**TASK BRIEF:**
Extract the run of lines that starts at the top of the records below and ends at the line with "type Entry = [string, string];", keeping both ends and excluding pictures.

**Items from a dataset:**
----
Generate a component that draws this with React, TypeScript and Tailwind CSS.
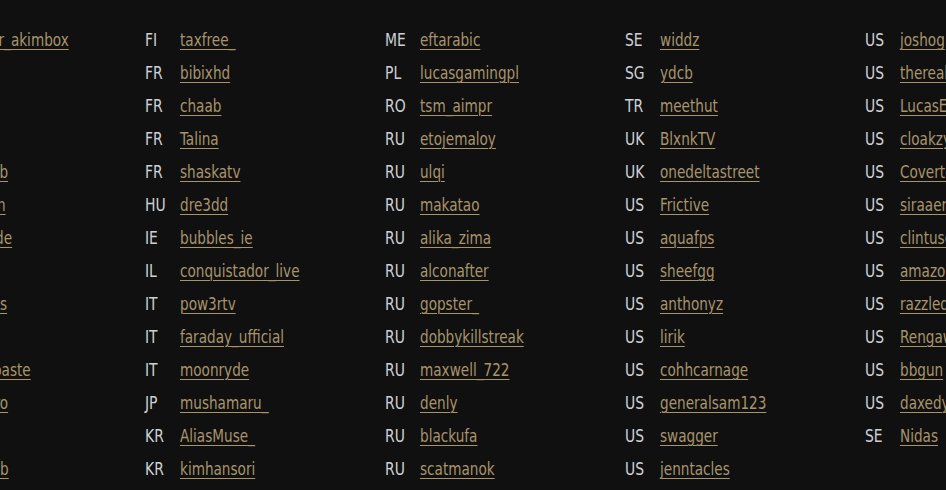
import React from 'react';

type Entry = [string, string];

const columns: Entry[][] = [
    [
        ["DE", "beaulieur_akimbox"], ["DE", "gronkh"], ["DE", "tolkin"], ["DE", "shlorox"],
        ["DE", "handicrab"], ["DE", "dorfjungn"], ["DE", "trymacsde"], ["DE", "unge"],
        ["DK", "maximtvs"], ["DK", "monte"], ["ES", "joecopypaste"], ["ES", "zarbexpro"],
        ["FI", "dner"], ["FI", "knossihub"],
    ],
    [
        ["FI", "taxfree_"], ["FR", "bibixhd"], ["FR", "chaab"], ["FR", "Talina"],
        ["FR", "shaskatv"], ["HU", "dre3dd"], ["IE", "bubbles_ie"], ["IL", "conquistador_live"],
        ["IT", "pow3rtv"], ["IT", "faraday_ufficial"], ["IT", "moonryde"], ["JP", "mushamaru_"],
        ["KR", "AliasMuse_"], ["KR", "kimhansori"],
    ],
    [
        ["ME", "eftarabic"], ["PL", "lucasgamingpl"], ["RO", "tsm_aimpr"], ["RU", "etojemaloy"],
        ["RU", "ulqi"], ["RU", "makatao"], ["RU", "alika_zima"], ["RU", "alconafter"],
        ["RU", "gopster_"], ["RU", "dobbykillstreak"], ["RU", "maxwell_722"], ["RU", "denly"],
        ["RU", "blackufa"], ["RU", "scatmanok"],
    ],
    [
        ["SE", "widdz"], ["SG", "ydcb"], ["TR", "meethut"], ["UK", "BlxnkTV"],
        ["UK", "onedeltastreet"], ["US", "Frictive"], ["US", "aquafps"], ["US", "sheefgg"],
        ["US", "anthonyz"], ["US", "lirik"], ["US", "cohhcarnage"], ["US", "generalsam123"],
        ["US", "swagger"], ["US", "jenntacles"],
    ],
    [
        ["US", "joshog"], ["US", "therealxanthe"], ["US", "LucasEtter"], ["US", "cloakzy"],
        ["US", "CovertOps"], ["US", "siraaero"], ["US", "clintusgg"], ["US", "amazonfox"],
        ["US", "razzledazzle"], ["US", "Rengaw"], ["US", "bbgun"], ["US", "daxedy"],
        ["SE", "Nidas"],
    ],
];

export default function App() {
    return (
        <div
            className="w-[946px] h-[490px] overflow-hidden bg-[#101010]"
            style={{ fontFamily: '"Liberation Sans Narrow", "DejaVu Sans Condensed", sans-serif' }}
        >
            <div className="flex -ml-[95px] pt-[23px]">
                {columns.map((col, ci) => (
                    <ul key={ci} className="flex flex-col w-[240px] shrink-0">
                        {col.map(([code, name], ri) => (
                            <li key={ri} className="flex items-center h-[33px] text-[18px] leading-[33px] whitespace-nowrap">
                                <span className="w-[35px] shrink-0">
                                    <span className="inline-block origin-left scale-x-[0.86] text-[#cdd0d6]">{code}</span>
                                </span>
                                <a className="inline-block origin-left scale-x-[0.84] text-[#a8946c] underline underline-offset-[3px] decoration-[1px]">{name}</a>
                            </li>
                        ))}
                    </ul>
                ))}
            </div>
        </div>
    );
}
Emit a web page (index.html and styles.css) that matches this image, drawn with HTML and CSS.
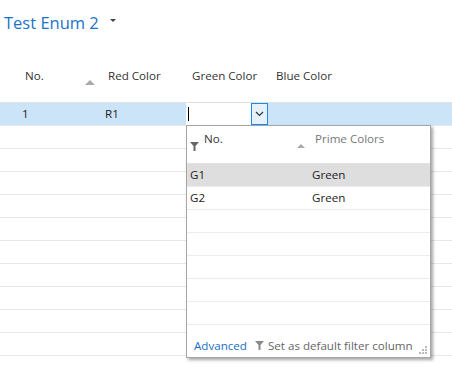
FILE: index.html
```
<!DOCTYPE html>
<html>
<head>
    <link rel="stylesheet" href="styles.css">
</head>
<body>
    <div class="title">
        <span class="title-text">Test Enum 2</span>
        <span class="title-caret"></span>
    </div>

    <div class="grid">
        <div class="grid-head">
            <div class="col col-no">No.<span class="sort-up"></span></div>
            <div class="col">Red Color</div>
            <div class="col">Green Color</div>
            <div class="col">Blue Color</div>
        </div>
        <div class="grid-row selected">
            <div class="cell cell-no">1</div>
            <div class="cell">R1</div>
            <div class="cell cell-edit">
                <div class="lookup">
                    <span class="caret"></span>
                    <span class="lookup-btn">
                        <svg width="9" height="6" viewBox="0 0 9 6"><path d="M1 1 L4.5 4.5 L8 1" fill="none" stroke="#333" stroke-width="1.2"/></svg>
                    </span>
                </div>
            </div>
            <div class="cell"></div>
        </div>
        <div class="grid-row"></div>
        <div class="grid-row"></div>
        <div class="grid-row"></div>
        <div class="grid-row"></div>
        <div class="grid-row"></div>
        <div class="grid-row"></div>
        <div class="grid-row"></div>
        <div class="grid-row"></div>
        <div class="grid-row"></div>
        <div class="grid-row"></div>

        <!-- dropdown list for Green Color -->
        <div class="popup">
            <div class="popup-head">
                <div class="pcol pcol-no">
                    <svg class="funnel" width="9" height="9" viewBox="0 0 9 9"><path d="M0 0 H9 L5.5 4 V9 H3.5 V4 Z" fill="#666"/></svg>
                    <span>No.</span>
                    <span class="sort-up small"></span>
                </div>
                <div class="pcol pcol-name">Prime Colors</div>
            </div>
            <div class="popup-row active"><span class="pc-no">G1</span><span>Green</span></div>
            <div class="popup-row"><span class="pc-no">G2</span><span>Green</span></div>
            <div class="popup-row"></div>
            <div class="popup-row"></div>
            <div class="popup-row"></div>
            <div class="popup-row"></div>
            <div class="popup-row"></div>
            <div class="popup-foot">
                <span class="link">Advanced</span>
                <svg class="funnel" width="9" height="9" viewBox="0 0 9 9"><path d="M0 0 H9 L5.5 4 V9 H3.5 V4 Z" fill="#888"/></svg>
                <span class="hint">Set as default filter column</span>
                <svg class="grip" width="8" height="8" viewBox="0 0 8 8">
                    <rect x="6" y="0" width="2" height="2" fill="#bbb"/>
                    <rect x="3" y="3" width="2" height="2" fill="#bbb"/>
                    <rect x="6" y="3" width="2" height="2" fill="#bbb"/>
                    <rect x="0" y="6" width="2" height="2" fill="#bbb"/>
                    <rect x="3" y="6" width="2" height="2" fill="#bbb"/>
                    <rect x="6" y="6" width="2" height="2" fill="#bbb"/>
                </svg>
            </div>
        </div>
    </div>
</body>
</html>
```

FILE: styles.css
```
body {
    margin: 0;
    width: 452px;
    height: 372px;
    overflow: hidden;
    background: #fff;
    font-family: "Segoe UI", "Open Sans", sans-serif;
    font-size: 11.6px;
    color: #222;
}
.title {
    height: 44px;
    padding-left: 4px;
    display: flex;
    align-items: center;
}
.title-text {
    font-size: 16.5px;
    color: #1a73c9;
}
.title-caret {
    margin-left: 11px;
    margin-top: -3px;
    border-left: 3px solid transparent;
    border-right: 3px solid transparent;
    border-top: 3px solid #444;
}
.grid {
    position: relative;
}
.grid-head {
    height: 58px;
    display: grid;
    grid-template-columns: 100px 84px 84px 1fr;
    border-bottom: 1px solid #e2e2e2;
}
.col {
    padding: 24px 0 0 8px;
    color: #333;
}
.col-no {
    padding-left: 25px;
    display: flex;
    justify-content: space-between;
    padding-right: 5px;
}
.sort-up {
    width: 0;
    height: 0;
    margin-top: 12px;
    border-left: 5px solid transparent;
    border-right: 5px solid transparent;
    border-bottom: 5px solid #aaa;
}
.grid-row {
    height: 23px;
    box-sizing: border-box;
    border-bottom: 1px solid #e8e8e8;
    display: grid;
    grid-template-columns: 100px 84px 84px 1fr;
}
.grid-row.selected {
    background: #cce4f7;
}
.cell {
    padding-left: 5px;
    line-height: 22px;
}
.cell-no {
    padding-left: 22px;
}
.cell-edit {
    padding-left: 2px;
}
.lookup {
    height: 22px;
    display: flex;
    background: #fff;
}
.caret {
    width: 1px;
    height: 14px;
    margin: 4px auto 0 2px;
    background: #000;
}
.lookup-btn {
    width: 15px;
    height: 20px;
    border: 1px solid #1e88e5;
    background: #e5f1fb;
    display: flex;
    align-items: center;
    justify-content: center;
}
.popup {
    position: absolute;
    left: 186px;
    top: 81px;
    width: 243px;
    height: 231px;
    background: #fff;
    border: 1px solid #a6a6a6;
    box-shadow: 2px 2px 3px rgba(0, 0, 0, 0.35);
    display: flex;
    flex-direction: column;
}
.popup-head {
    height: 37px;
    display: flex;
    border-bottom: 1px solid #e2e2e2;
}
.pcol {
    padding-top: 5px;
}
.pcol-no {
    width: 124px;
    display: flex;
    align-items: flex-start;
    color: #333;
}
.pcol-no .funnel {
    margin: 11px 5px 0 3px;
}
.pcol-no .sort-up {
    margin-left: auto;
    margin-top: 13px;
    margin-right: 6px;
    border-left-width: 4px;
    border-right-width: 4px;
    border-bottom-width: 4px;
}
.pcol-name {
    color: #777;
    padding-left: 4px;
}
.popup-row {
    height: 23px;
    box-sizing: border-box;
    border-bottom: 1px solid #ececec;
    display: flex;
    line-height: 22px;
}
.popup-row.active {
    background: #dedede;
}
.pc-no {
    width: 122px;
    padding-left: 3px;
}
.popup-foot {
    flex: 1;
    display: flex;
    align-items: center;
    padding: 8px 3px 0 7px;
    position: relative;
}
.link {
    color: #1a6fc4;
}
.popup-foot .funnel {
    margin: 0 4px 0 8px;
}
.hint {
    color: #666;
}
.grip {
    position: absolute;
    right: 3px;
    bottom: 3px;
}
```
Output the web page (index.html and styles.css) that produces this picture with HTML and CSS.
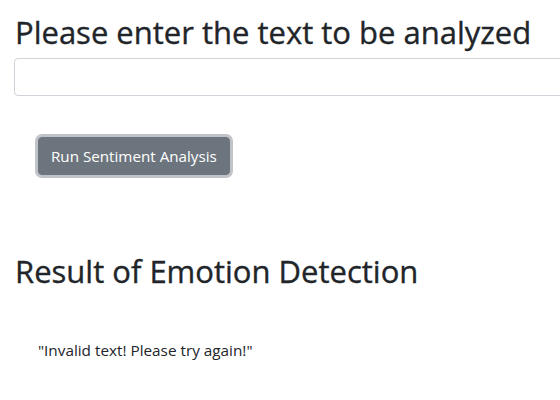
FILE: index.html
```html
<!DOCTYPE html>
<html>
<head>
<meta charset="utf-8">
<link rel="stylesheet" href="styles.css">
</head>
<body>
<div class="page">
  <h2 class="title">Please enter the text to be analyzed</h2>
  <input class="field" type="text">
  <div class="actions">
    <button class="btn">Run Sentiment Analysis</button>
  </div>
  <h2 class="title result-title">Result of Emotion Detection</h2>
  <p class="result">"Invalid text! Please try again!"</p>
</div>
</body>
</html>
```
FILE: styles.css
```css
html, body {
  margin: 0;
  padding: 0;
  background: #fff;
  overflow: hidden;
}
body {
  font-family: "Open Sans", "Noto Sans", sans-serif;
  color: #212529;
}
.page {
  padding: 0 14px;
}
.title {
  font-size: 31px;
  font-weight: 500;
  line-height: 1.2;
  margin: 14px 0 0 1px;
  -webkit-text-stroke: 0.35px #212529;
}
.field {
  display: block;
  box-sizing: border-box;
  width: 600px;
  height: 38px;
  margin-top: 7px;
  border: 1px solid #ced4da;
  border-radius: 4px;
  background: #fff;
}
.actions {
  padding: 41px 24px 0;
}
.btn {
  font-family: inherit;
  font-size: 15.2px;
  line-height: 24px;
  padding: 6px 12px;
  color: #fff;
  background: #6c757d;
  border: 1px solid #6c757d;
  border-radius: 4px;
  box-shadow: 0 0 0 3px rgba(130,138,145,.5);
}
.result-title {
  margin-top: 78px;
}
.result {
  font-size: 15.3px;
  margin: 50px 0 0 24px;
}
```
----
**OUTPUT:**
Generate a component that draws this with React, TypeScript and Tailwind CSS.
import React from 'react';

type Entry = [string, string];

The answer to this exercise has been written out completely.